Tuesday, May 21, 2019

Check the boundaries of your function output

I recently spent about 6 hours trying to figure out why my answer to the Count Triplets problem on Hacker Rank was failing 4/12 of their test cases.

After failing to create a test case that could fail my solution, I decided to spend five Hackos to reveal one of the failing test cases.

It turned out that my return type wasn't large enough to accomodate the correct answer. I should have known based on the problem statement that the output would exceed what int32 can hold since I was calculating combinations of values where the count of values was almost touching the boundary of int32. I also ignored a clue given to me by the skeleton code Hacker Rank provided.

The skeleton code they provide for the solution in C# uses the long variable type everywhere instead of int, even though all the input value are constrained within int numeric space; all the input constraints were below 10^9 (1 billion) and int supports roughly up to 2x10^9 (2 billion). I changed all of the instances of long to int because I thought that would save considerable memory allocation space and some execution time.

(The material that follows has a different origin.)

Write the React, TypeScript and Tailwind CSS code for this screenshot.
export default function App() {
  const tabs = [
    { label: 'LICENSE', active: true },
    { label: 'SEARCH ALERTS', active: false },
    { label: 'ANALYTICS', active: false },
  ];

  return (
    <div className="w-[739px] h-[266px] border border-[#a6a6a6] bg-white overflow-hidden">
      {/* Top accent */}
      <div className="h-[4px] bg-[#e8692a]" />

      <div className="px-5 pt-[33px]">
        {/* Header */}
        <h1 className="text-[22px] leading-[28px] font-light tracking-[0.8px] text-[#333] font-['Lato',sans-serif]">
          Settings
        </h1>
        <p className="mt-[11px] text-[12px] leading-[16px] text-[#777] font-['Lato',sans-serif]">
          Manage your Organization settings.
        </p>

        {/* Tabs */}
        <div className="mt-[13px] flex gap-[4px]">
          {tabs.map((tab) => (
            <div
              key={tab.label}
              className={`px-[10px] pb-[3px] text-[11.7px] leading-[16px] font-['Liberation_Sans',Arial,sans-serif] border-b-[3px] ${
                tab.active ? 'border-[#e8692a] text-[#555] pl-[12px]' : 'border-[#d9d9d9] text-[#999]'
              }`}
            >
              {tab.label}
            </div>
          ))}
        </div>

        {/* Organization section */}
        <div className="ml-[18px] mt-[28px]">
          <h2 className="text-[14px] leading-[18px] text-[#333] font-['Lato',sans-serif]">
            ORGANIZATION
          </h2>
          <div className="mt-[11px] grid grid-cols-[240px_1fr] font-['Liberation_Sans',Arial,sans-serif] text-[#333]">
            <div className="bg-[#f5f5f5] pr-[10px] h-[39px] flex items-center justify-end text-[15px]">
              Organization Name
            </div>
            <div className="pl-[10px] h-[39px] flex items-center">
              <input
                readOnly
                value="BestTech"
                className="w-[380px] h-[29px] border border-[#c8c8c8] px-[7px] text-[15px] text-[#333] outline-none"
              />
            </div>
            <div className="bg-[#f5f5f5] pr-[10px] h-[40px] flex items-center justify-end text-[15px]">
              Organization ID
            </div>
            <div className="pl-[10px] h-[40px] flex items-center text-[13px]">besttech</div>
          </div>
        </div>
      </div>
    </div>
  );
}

I however should have noticed that the output could be much larger than int due to what is being calculated.

The problem was basically find all sequential sets of three values within an array that could have up to 100,000 (10^5) values in it. That means an upper limit on the answer is roughly: 10 ^ 5 ^ 3 = 10 ^ 15. An int can only hold 2x10^9, but a long can hold 2x10^18. So a long is the proper data type to use.

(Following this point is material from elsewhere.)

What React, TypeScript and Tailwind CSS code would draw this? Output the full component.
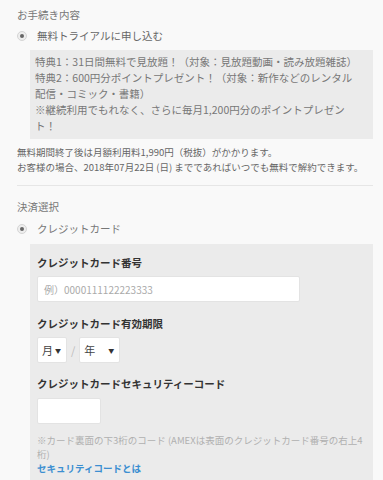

All I had to do to get my solution to pass the remaining four test cases was to change the type of any variable holding the return value or an intermediate value to long.

What I learned from this issue is that I need to make sure that I've definetly figured out the output bounds for a function I'm testing based on the most extreme situation possible for the code. I've known this for many years as it applies to input values, but I forgot to apply it to the output.

Also, my reasoning behind "optimizing" the code was wrong. An int is 32 bits on both 64 and 32 bit processors, but the 64-bit processor performs operations using 64 bits of precision. So using an int rather than a long saves memory but not execution time.